As I was building
the airplane, I knew that I wanted John Stahr of Artistic
Aviation to paint my airplane. The challenge to that is
John is in Eugene, OR, more that 2,500 miles away from central
Indiana. Well, as our Aussie friends would say, "No
worries mate!" I built an airplane so let's use it.
Now I will admit my wife, family, and aviation friends thought I
was a little nuts. However, I decided back in 2012, when I
was diagnosed with pancreatic lymphoma cancer, that I was going
to start exploring this wonderful country of ours while I could.
So I started planning this big trip in spite of concerns.
Following my youngest son's wedding, I decided the timing was
right to start the adventure. This would provide ample
time to complete everything and still make it to AirVenture
(Oshkosh) in July. A look at the weather indicated a start
date of May 20th. However the weather was not cooperating
in Wyoming, my desired route of flight. As a result, I
decided to take a more southern route and then stay a few days
with my sister in southern California. I learned a long
time ago that you have to remain flexible and not fight the
weather. Bad things can happen when you do that.
Packing enough stuff to be away
from home for 3-4 weeks takes some planning. Not only did I need
enough clothes, but I also need such things as tools, an oil change kit,
flight supplies, beverages, snacks, etc. You know, all the important
Where to put it in the airplane
also took some planning. I'm a little weight limited in the back so
the more heavier stuff went into the empty passenger seat and the seat
cushion went in the back.
I also prepared checklists to
remind me what to do upon arrival and prior to departure so I wouldn't
forget when it gets a little hectic. My plan was to text the family
prior to each departure and then again when I landed so they could follow me
as I progressed across the country. As a safety measure, I also
carried a personal locating beacon (PLB) that I could activate in case of an
emergency. This would send out a satellite signal and my location when
On the morning of May 20th, I
rolled the airplane out of my hangar at 5:00 AM and took off. My plan
for the day was to make three fuel stops and try to get as close to New
Mexico as I could and as the weather would allow.

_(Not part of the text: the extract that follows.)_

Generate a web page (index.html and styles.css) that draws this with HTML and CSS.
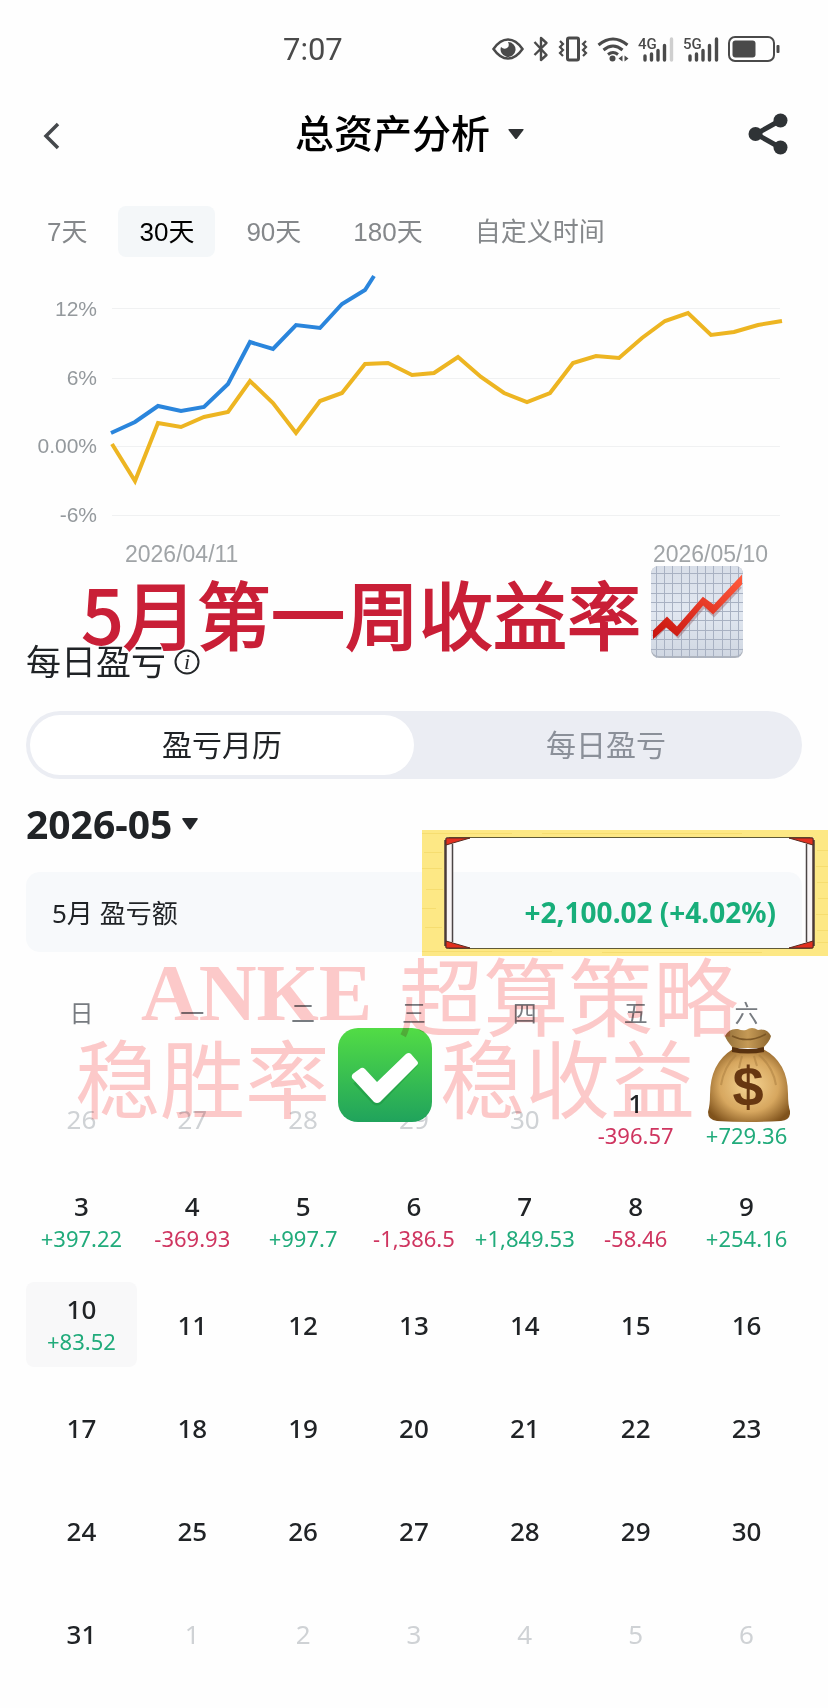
FILE: index.html
```html
<!DOCTYPE html>
<html lang="zh-CN">
<head>
    <meta charset="UTF-8">
    <meta name="viewport" content="width=device-width, initial-scale=1.0">
    <title>总资产分析</title>

    <link rel="stylesheet" href="styles.css">
</head>
<body>
    <div class="statusBar">
        <span class="time">7:07</span>
        <div class="statusIcons">
            <svg width="32" height="26" viewBox="0 0 32 26">
                <path d="M1.5 13Q8 3.5 16 3.5T30.500 13Q24 22.500 16 22.500T1.500 13Z" fill="none" stroke="#4a4a4a" stroke-width="2.500"/>
                <path d="M16 6a7.500 7.500 0 1 1-7 5q3 3 6 1t1-6z" fill="#4a4a4a"/>
            </svg>
            <svg width="16" height="26" viewBox="0 0 16 26">
                <path d="M1.500 6l12 13L8 24V2l5.500 5L1.500 19" fill="none" stroke="#4a4a4a" stroke-width="2.400" stroke-linejoin="round"/>
            </svg>
            <svg width="30" height="26" viewBox="0 0 30 26" fill="none" stroke="#4a4a4a">
                <rect x="9.500" y="2" width="11" height="22" rx="1.500" stroke-width="3"/>
                <path d="M2 5l3 3-3 3 3 3-3 3 3 3M28 5l-3 3 3 3-3 3 3 3-3 3" stroke-width="2.200"/>
            </svg>
            <svg width="32" height="26" viewBox="0 0 32 26">
                <path d="M1.500 9q14.500-12 29 0M6.500 14q9.500-8 19 0M11 18.500q5-4 10 0" fill="none" stroke="#4a4a4a" stroke-width="3"/>
                <circle cx="15.500" cy="22.500" r="3" fill="#4a4a4a"/>
                <path d="M25.500 19.500v6l-4-3zM27.500 19.500v6l4-3z" fill="#4a4a4a"/>
            </svg>
            <svg width="36" height="26" viewBox="0 0 36 26">
                <text x="0" y="13" class="net">4G</text>
                <path d="M7 20v4M13.500 18v6M20 14.500v9.500M26.500 9.500v14.500" stroke="#4a4a4a" stroke-width="3.400" stroke-linecap="round"/>
                <path d="M33.500 3v21" stroke="#cfcfcf" stroke-width="3.400" stroke-linecap="round"/>
            </svg>
            <svg width="36" height="26" viewBox="0 0 36 26">
                <text x="0" y="13" class="net">5G</text>
                <path d="M7 20v4M13.500 18v6M20 14.500v9.500M26.500 9.500v14.500M33.500 3v21" stroke="#4a4a4a" stroke-width="3.400" stroke-linecap="round"/>
            </svg>
            <svg width="52" height="26" viewBox="0 0 52 26">
                <rect x="1" y="1" width="45" height="24" rx="6" fill="none" stroke="#4a4a4a" stroke-width="2"/>
                <rect x="4.500" y="4.500" width="23" height="17" rx="3" fill="#4a4a4a"/>
                <rect x="48.500" y="9" width="3" height="8" rx="1" fill="#4a4a4a"/>
            </svg>
        </div>
    </div>

    <header class="topBar">
        <button class="back" aria-label="返回">
            <svg width="18" height="30" viewBox="0 0 18 30"><path d="M16 3L4 15l12 12" fill="none" stroke="#45484c" stroke-width="3.500"/></svg>
        </button>
        <div class="pick">
            <select class="title" aria-label="分析类型">
                <option>总资产分析</option>
            </select>
            <svg width="18" height="16" viewBox="0 0 18 16"><path d="M2 5h14q1 0 .5 1L10 14.500q-1 1-2 0L1.500 6Q1 5 2 5z" fill="#2e3133"/></svg>
        </div>
        <button class="share" aria-label="分享">
            <svg width="40" height="42" viewBox="0 0 40 42" fill="#2f3336">
                <path d="M33 7L8 21l25 14" fill="none" stroke="#2f3336" stroke-width="5"/>
                <circle cx="32.500" cy="7.500" r="7"/><circle cx="7.500" cy="21" r="7"/><circle cx="32.500" cy="34.500" r="7"/>
            </svg>
        </button>
    </header>

    <main>
        <nav class="ranges">
            <button>7天</button>
            <button class="active">30天</button>
            <button>90天</button>
            <button>180天</button>
            <button>自定义时间</button>
        </nav>

        <svg class="chart" viewBox="0 0 828 316">
            <g class="grid">
                <path d="M112 51.500H780M112 121.500H780M112 189.500H780M112 258.500H780"/>
            </g>
            <g class="axis">
                <text x="97" y="59" text-anchor="end">12%</text>
                <text x="97" y="128" text-anchor="end">6%</text>
                <text x="97" y="196" text-anchor="end">0.00%</text>
                <text x="97" y="265" text-anchor="end">-6%</text>
            </g>
            <g class="dates">
                <text x="125" y="305">2026/04/11</text>
                <text x="768" y="305" text-anchor="end">2026/05/10</text>
            </g>
            <polyline class="line yellow" points="112,187 135,224 158,166 181,170 204,160 228,155 250,124 273,146 296,176 320,144 342,136 365,107 388,106 412,118 434,116 458,100 481,120 504,136 527,145 550,136 573,106 596,99 619,101 642,81 665,64 688,56 711,78 734,75 758,68 782,64"/>
            <polyline class="line blue" points="111,176 135,165 158,149 181,154 204,150 228,127 250,85 273,92 296,68 320,71 342,47 365,33 374,19"/>
        </svg>

        <section class="daily">
            <div class="banner">
                <span>5月第一周收益率</span>
                <svg width="92" height="92" viewBox="0 0 92 92">
                    <defs>
                        <linearGradient id="paper" x1="0" y1="0" x2="0" y2="1"><stop offset="0" stop-color="#d8dee8"/><stop offset=".5" stop-color="#e2e8f1"/><stop offset="1" stop-color="#d0d7e2"/></linearGradient>
                        <linearGradient id="trend" x1="0" y1="1" x2="1" y2="0"><stop offset="0" stop-color="#c8140f"/><stop offset="1" stop-color="#ff5a3c"/></linearGradient>
                        <clipPath id="sheet"><rect width="92" height="92" rx="8"/></clipPath>
                    </defs>
                    <rect width="92" height="92" rx="8" fill="#aeb4be"/>
                    <rect width="92" height="90" rx="8" fill="url(#paper)"/>
                    <path clip-path="url(#sheet)" d="M0 7.500h92M0 17.500h92M0 27.500h92M0 36.500h92M0 45.500h92M0 54.500h92M0 64.500h92M0 73.500h92M0 83.500h92M5.500 0v92M13.500 0v92M21.500 0v92M30.500 0v92M38.500 0v92M46.500 0v92M54.500 0v92M62.500 0v92M71.500 0v92M79.500 0v92M87.500 0v92" stroke="#a8b1c2" stroke-width="1"/>
                    <path d="M3 71l13-13 11 11 26-30 10 9 26-28" fill="none" stroke="#8a5a64" stroke-opacity=".4" stroke-width="5"/>
                    <path d="M3 65L16 52l10 10L52 32l11 8 27-29v7L62 47l-10-9-26 31-11-9L3 71z" fill="url(#trend)" stroke="url(#trend)" stroke-width="2"/>
                </svg>
            </div>
            <h2>每日盈亏
                <svg width="26" height="26" viewBox="0 0 26 26"><circle cx="13" cy="13" r="11.500" fill="none" stroke="#222528" stroke-width="2"/><text x="13" y="20" text-anchor="middle" class="info">i</text></svg>
            </h2>

            <div class="segment">
                <button class="active">盈亏月历</button>
                <button>每日盈亏</button>
            </div>

            <div class="pick month">
                <select aria-label="月份">
                    <option>2026-05</option>
                </select>
                <svg width="18" height="14" viewBox="0 0 18 14"><path d="M2 1h14q1.500 0 .5 1.500L10 12q-1 1-2 0L1.500 2.500Q.5 1 2 1z" fill="#24262a"/></svg>
            </div>

            <div class="total">
                <span>5月 盈亏额</span>
                <strong>+2,100.02 (+4.02%)</strong>
                <svg class="frame" width="406" height="126" viewBox="0 0 406 126">
                    <path d="M0 0h406v126H0zM26 7q-3 0-3 3v105q0 3 3 3h363q3 0 3-3V10q0-3-3-3z" fill="#fde885" fill-rule="evenodd"/>
                    <path d="M0 3.500h90M120 3.500h200M2 22.500h18M0 38.500h20M4 59.500h17M0 78.500h14M3 97.500h17M0 121.500h130M180 122.500h160M395 20.500h11M394 36.500h12M395 52.500h11M396 68.500h10M394 84.500h12M395 100.500h11M395 112.500h11" stroke="#f6dd70" fill="none"/>
                    <path d="M25 8h6v110h-6zM385 8h6v110h-6z" fill="#f9f5f5"/>
                    <rect x="23.500" y="7.500" width="368" height="111" rx="3" fill="none" stroke="#5f5a38"/>
                    <path d="M23.500 10v106M391.500 10v106" stroke="#4b3b38" stroke-width="2.500"/>
                    <path d="M30.500 14v98M384.500 14v98" stroke="#4b4545" stroke-width="1.500"/>
                    <path d="M24 8h24l-24 7zM391 8h-24l24 7zM24 118h24l-24-7zM391 118h-24l24-7z" fill="#e2301f" stroke="#5a2b20"/>
                </svg>
            </div>

            <div class="calendarWrap">
                <table class="calendar">
                    <thead>
                        <tr><th>日</th><th>一</th><th>二</th><th>三</th><th>四</th><th>五</th><th>六</th></tr>
                    </thead>
                    <tbody>
                        <tr>
                            <td class="other">26</td><td class="other">27</td><td class="other">28</td><td class="other">29</td><td class="other">30</td>
                            <td>1<span class="down">-396.57</span></td>
                            <td>2<span class="up">+729.36</span></td>
                        </tr>
                        <tr>
                            <td>3<span class="up">+397.22</span></td>
                            <td>4<span class="down">-369.93</span></td>
                            <td>5<span class="up">+997.7</span></td>
                            <td>6<span class="down">-1,386.5</span></td>
                            <td>7<span class="up">+1,849.53</span></td>
                            <td>8<span class="down">-58.46</span></td>
                            <td>9<span class="up">+254.16</span></td>
                        </tr>
                        <tr>
                            <td class="today">10<span class="up">+83.52</span></td>
                            <td>11</td><td>12</td><td>13</td><td>14</td><td>15</td><td>16</td>
                        </tr>
                        <tr><td>17</td><td>18</td><td>19</td><td>20</td><td>21</td><td>22</td><td>23</td></tr>
                        <tr><td>24</td><td>25</td><td>26</td><td>27</td><td>28</td><td>29</td><td>30</td></tr>
                        <tr>
                            <td>31</td>
                            <td class="other">1</td><td class="other">2</td><td class="other">3</td><td class="other">4</td><td class="other">5</td><td class="other">6</td>
                        </tr>
                    </tbody>
                </table>

                <div class="stamp">
                    <div class="stampRow first"><span class="latin">ANKE</span><span>超算策略</span></div>
                    <div class="stampRow">
                        <span>稳胜率</span>
                        <svg width="94" height="94" viewBox="0 0 94 94">
                            <defs><linearGradient id="green" x1="0" y1="0" x2="0" y2="1"><stop offset="0" stop-color="#52dc45"/><stop offset="1" stop-color="#20a35c"/></linearGradient></defs>
                            <rect width="94" height="94" rx="20" fill="url(#green)"/>
                            <path d="M20 49l19 20 36-38" fill="none" stroke="#178c3c" stroke-opacity=".4" stroke-width="13" stroke-linejoin="round" transform="translate(0 2)"/>
                            <path d="M16 45l7-5q2-1 4 1l12 13 29-28q3-2 5 0l6 7q2 2 0 4L42 74q-3 2-6 0L14 50q-1-3 2-5z" fill="#fff"/>
                        </svg>
                        <span>稳收益</span>
                        <svg class="bag" width="82" height="94" viewBox="0 0 82 94">
                            <defs>
                                <radialGradient id="sack" cx=".5" cy=".5" r=".6"><stop offset="0" stop-color="#f6d594"/><stop offset=".6" stop-color="#d7a75f"/><stop offset="1" stop-color="#80531c"/></radialGradient>
                                <linearGradient id="neck" x1="0" y1="0" x2="1" y2="0"><stop offset="0" stop-color="#94703a"/><stop offset=".5" stop-color="#c59a56"/><stop offset="1" stop-color="#8d662f"/></linearGradient>
                            </defs>
                            <path d="M25 20Q18 12 17 8q4-8 13-7 4 2 8 1 6-4 12 0 9-2 13 6-1 5-8 12z" fill="url(#neck)"/>
                            <path d="M24 8q16 8 34-2" fill="none" stroke="#7c5725" stroke-width="1.500"/>
                            <path d="M25 21h30q25 13 25 45 0 11 2 17 1 9-9 10-33 2-64 0-9-1-9-9 2-7 2-17 0-32 23-46z" fill="url(#sack)"/>
                            <path d="M24 19q16 4 32 0v5q-16 3-32 0z" fill="#59320f"/>
                            <path d="M28 27q-12 12-15 30M34 28q-2 7-3 12M51 27q14 12 17 30M46 28q2 7 3 10" fill="none" stroke="#a87b3e" stroke-opacity=".5" stroke-width="2"/>
                            <text x="40" y="78" text-anchor="middle">$</text>
                        </svg>
                    </div>
                </div>
            </div>
        </section>
    </main>
</body>
</html>
```
FILE: styles.css
```css
*{
    margin: 0;
    padding: 0;
    box-sizing: border-box;
}
body{
    background-color: #fefefe;
    color: #202326;
    font-family: "Noto Sans", "Noto Sans CJK SC", sans-serif;
}
button, select{
    border: none;
    background: none;
    color: inherit;
    font: inherit;
    cursor: pointer;
}
select{
    appearance: none;
}
svg{
    display: block;
    flex: none;
}
.statusBar{
    height: 98px;
    padding: 0 48px 0 283px;
    display: flex;
    justify-content: space-between;
    align-items: center;
}
.time{
    font-family: Roboto, sans-serif;
    font-size: 31px;
    color: #4a4a4a;
}
.statusIcons{
    display: flex;
    gap: 9px;
}
.net{
    font-family: Roboto, sans-serif;
    font-size: 15px;
    font-weight: 500;
    fill: #4a4a4a;
}
.topBar{
    height: 68px;
    padding: 0 40px 0 42px;
    display: flex;
    justify-content: space-between;
    align-items: center;
}
.back{
    width: 30px;
    padding-top: 8px;
}
.share{
    padding-top: 4px;
}
.pick{
    display: flex;
    align-items: center;
    gap: 16px;
}
.title{
    font-size: 39px;
    font-weight: 500;
    color: #000;
}
main{
    padding: 40px 26px 28px;
}
.ranges{
    display: flex;
    gap: 10px;
    font-family: "Liberation Sans", "Noto Sans CJK SC", sans-serif;
    font-size: 26px;
    color: #85888b;
}
.ranges button{
    height: 51px;
    padding: 0 21px;
    border-radius: 8px;
    line-height: 48px;
    white-space: nowrap;
}
.ranges .active{
    background-color: #f4f7f9;
    color: #000;
}
.chart{
    width: calc(100% + 52px);
    margin: 0 -26px;
    font-family: "Liberation Sans", sans-serif;
}
.grid{
    stroke: #f0f1f2;
}
.axis{
    font-size: 21px;
    fill: #94999d;
}
.dates{
    font-size: 23px;
    fill: #a0a4a7;
}
.line{
    fill: none;
    stroke-width: 4;
}
.yellow{
    stroke: #edb522;
}
.blue{
    stroke: #2a85dc;
}
.daily{
    position: relative;
    padding-top: 67px;
}
/* sticker text laid over the heading */
.banner{
    position: absolute;
    top: -7px;
    left: 56px;
    display: flex;
    align-items: center;
    gap: 10px;
    font-family: "Noto Sans CJK SC", sans-serif;
    font-size: 74px;
    line-height: 92px;
    color: #c91f37;
    white-space: nowrap;
    -webkit-text-stroke: 2px #c91f37;
}
h2{
    display: flex;
    align-items: center;
    gap: 8px;
    font-size: 35px;
    font-weight: 400;
    line-height: 44px;
}
.info{
    font: italic 22px "Liberation Serif", serif;
    fill: #222528;
}
.segment{
    height: 68px;
    margin-top: 27px;
    padding: 4px;
    display: flex;
    border-radius: 34px;
    background-color: #ebedf3;
    font-size: 30px;
}
.segment button{
    flex: 1;
    padding-bottom: 4px;
    border-radius: 30px;
    color: #8b9099;
}
.segment .active{
    background-color: #fff;
    color: #202326;
}
.month{
    height: 44px;
    margin-top: 23px;
    gap: 8px;
    font-size: 39px;
    font-weight: 700;
}
.month select{
    height: 44px;
    line-height: 44px;
}
.total{
    position: relative;
    height: 80px;
    margin-top: 26px;
    padding: 0 26px;
    display: flex;
    justify-content: space-between;
    align-items: center;
    border-radius: 14px;
    background-color: #f7f9fb;
    font-size: 26px;
}
.total strong{
    font-size: 28px;
    color: #18ae7a;
}
.frame{
    position: absolute;
    top: -42px;
    right: -26px;
}
.calendarWrap{
    position: relative;
}
.calendar{
    width: 100%;
    table-layout: fixed;
    border-collapse: separate;
    border-spacing: 0 18px;
    text-align: center;
}
.calendar th{
    height: 88px;
    padding-bottom: 6px;
    font-size: 24px;
    font-weight: 400;
    color: #777b80;
}
.calendar td{
    height: 85px;
    font-size: 26px;
    font-weight: 500;
    line-height: 32px;
    border-radius: 8px;
}
.calendar td span{
    display: block;
    font-size: 22px;
    font-weight: 400;
}
.calendar .other{
    font-weight: 400;
    color: #cfd2d5;
}
.calendar .today{
    background-color: #f8f8f9;
}
.up{
    color: #21ab7b;
}
.down{
    color: #cf3560;
}
.stamp{
    position: absolute;
    top: 0;
    left: 49px;
    font-family: "Noto Sans CJK SC", sans-serif;
    font-size: 85px;
    font-weight: 400;
    line-height: 94px;
    color: #fdcaca;
    white-space: nowrap;
}
.stamp span{
    mix-blend-mode: multiply;
}
.stampRow{
    display: flex;
    gap: 8px;
}
.stampRow.first{
    height: 76px;
    padding-left: 66px;
    gap: 26px;
    line-height: 82px;
}
.latin{
    font-family: "Liberation Serif", serif;
    font-size: 80px;
    font-weight: 700;
}
.bag{
    margin-left: 5px;
}
.bag text{
    font: bold 56px "Liberation Sans", sans-serif;
    fill: #673711;
}
```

Here I am cruising along over
central Illinois in smooth air.
Before long, I made the crossing
over the Mississippi River into Missouri. My first fuel stop in
Mexico, MO. was uneventful and I quickly resumed my travels westward.
Next stop was planned to be somewhere in central Kansas.
However, I didn't make it quite
that far. Somewhere over Missouri my electrical fuel pump failed.
I noticed it right away as the fuel pressure dropped while the mechanical
fuel pump on the engine did it's best to keep up. Since the engine
countinued to run normally, I decided to continue on to my destination,
where I would stop to repair it. I didn't make it.
While flying south of Kansas
City, KS., the engine stumbled badly twice in quick succession. Not
hesitating, I called up Kansas City Approach and declared an emergency.
They vectored me to the closest airport which was just outside of Olathe,
KS. I landed and taxied up to the nearest FBO to get help.
The good folks at New Century
Air Service pulled me into their maintenance hangar and offered my whatever
I needed to get my fuel pump repaired. First step was to pull
everything from the airplane so I could start pulling up the floor boards so
I could even get to the fuel pump.
What a mess.
After about 3 hours I was able
to get the old pump out. I borrowed a car and drove to the local NAPA
auto parts store and located a replacement pump. It took another 3
hours to get the new pump back in and tested. Since it was late in the
day, I decided to stay the night and get a fresh start in the morning.
Not a good way to start my trip.
The next morning I left bright
and early for Arizona as my goal. I made a fuel stop in the Texas
panhandle and then continued on into New Mexico. As I did, I started
to catch my first glimpses of the Rocky Mountains. For a flatlander
like me, these things are always intimidating.